Deep tissue imaging has been my great passion since my doctoral studies. During my PhD, I developed two- and three-photon systems to perform deep tissue imaging in ex vivo tissue samples as well as precise tissue ablation. Then, I realised the possible applications of two- and three-photon microscopy in brain imaging, thus I began a joint collaborative project with Mriganka Sur and Peter So at MIT.  Since then, I have been learning to ask fundamental questions in neuroscience and developing multiphoton systems to find the answers to these questions.

How was Scientifica’s SliceScope used to build the three-photon system?

When I started to design my scope, one of the first things that I was searching for was a translational stage for moving the sample in lateral and axial directions. Since we knew we did not want to move the animal, especially in the axial direction, I needed two separate stages for lateral and axial movements.
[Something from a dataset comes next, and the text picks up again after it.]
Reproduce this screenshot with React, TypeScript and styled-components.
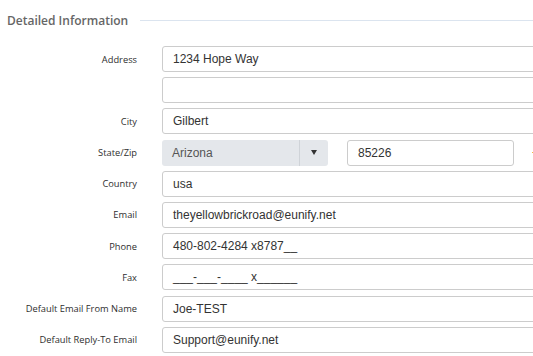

Another important criterion in stage selection was not having any electrical noise appearing in images acquired by the photomultipier tubes (PMTs).

For the noise issue, I consulted a couple of my colleagues who have performed various electrophysiology experiments with slices in our lab and they recommended I use Scientifica stages. I purchased Scientifica’s translational stages and SliceScope, and designed the rest of my system around these stages. Since the Slicescope has enough space in the axial direction, I could design my system both for small and big animal experiments.

What has been investigated using the system?

Developing a custom-made three-photon microscope requires optimising laser parameters such as repetition rate and pulse width as well as microscope parameters such as aberration, excitation and emission path optics. By optimising these parameters, we believe that we can make novel discoveries that were not possible before.